For a dish like this, you need the high ratio of surface to volume so the oil has a lot to cling to. Most papardelle or cavatapi are too thick and you cant get enough oil based sauce to stick. That is why those shapes are best with cream bases or rich meat sauces.
The Martha Stewart recope looks good until she adds parm. There are few seafood pasta dishes improved by parm, especially those with anchovy. Skip the parm and it sounds pretty good although id add more olive oil.
I was trying to come up with some different “soft food” dishes as I’m going to try to introduce some semi-solid food back into Sunshine’s diet.

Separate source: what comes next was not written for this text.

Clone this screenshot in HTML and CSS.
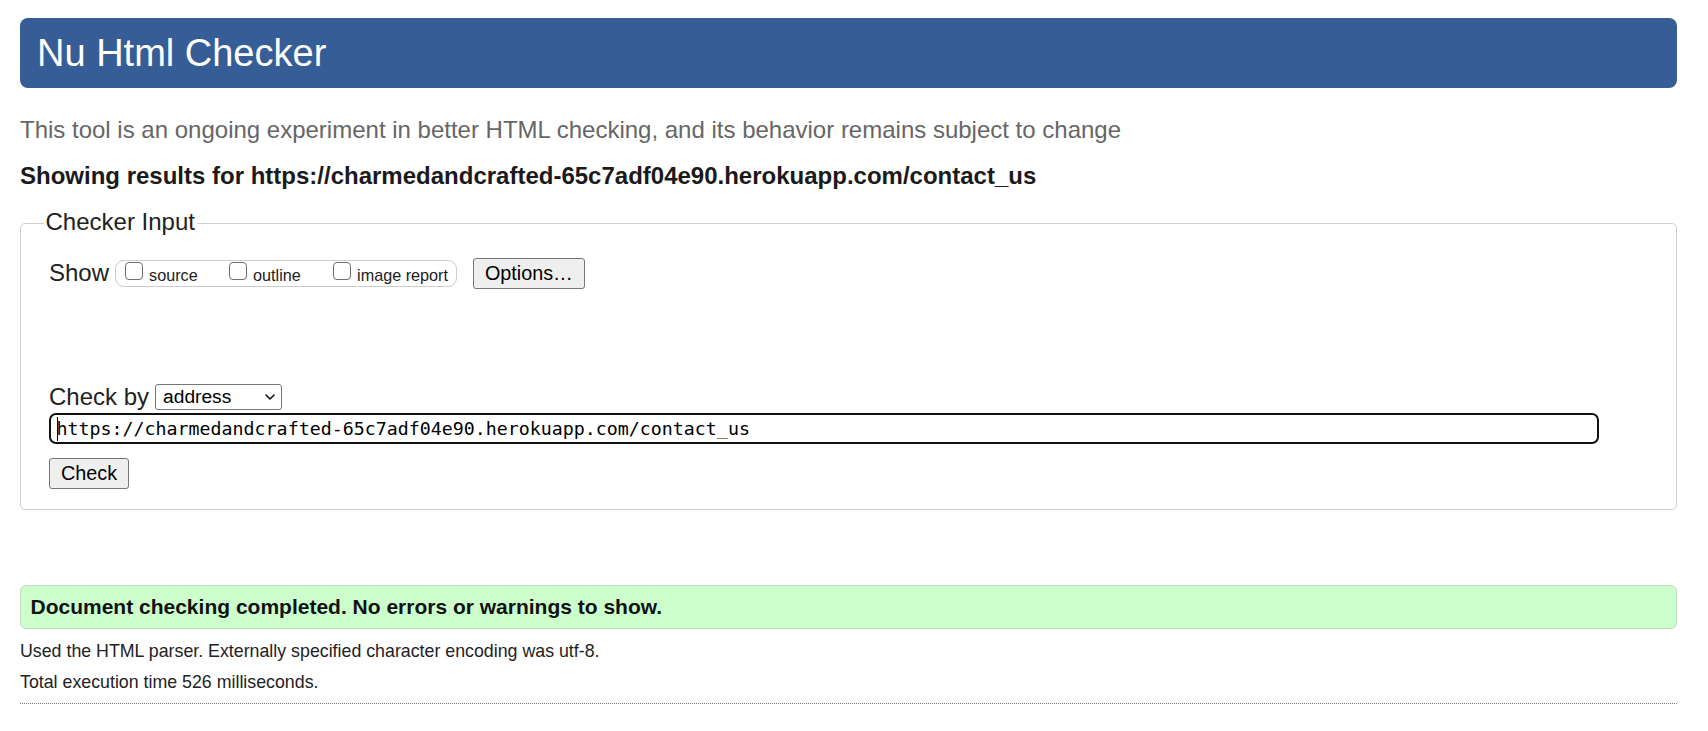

I happen to see a “Lemon Pasta” on youtube, last night.
I’m wondering if I can make a lemon & creme pasta dish with lemon juice and milk?? Maybe thicken it with some cornstarch or maybe make a lemon bechamel sauce??
Also wondering if I should make homemade pasta for this??
I think small dried pasta would work better for your needs right now – try orzo or pastina or similar. For lemon bechamel, I would add zest and some juice at the end. Or you could also use cream to finish the pasta instead of bechamel.
Macaroni or other small shapes will get pretty soft if overcooked too, so use whatever’s easiest. Also angel hair or other thin long pasta can be broken up and snipped with scissors after cooking. Skinny pasta gets soft / overcooked easily, which would be positive for your purpose.
There are a couple of really good NYT lemon pasta recipes that both use cream. I couldn’t wrap my head around the concept at first, since acid + dairy are often not a great idea, but it came out really well.
Maybe you could use milk and cornstarch for thickening the sauce?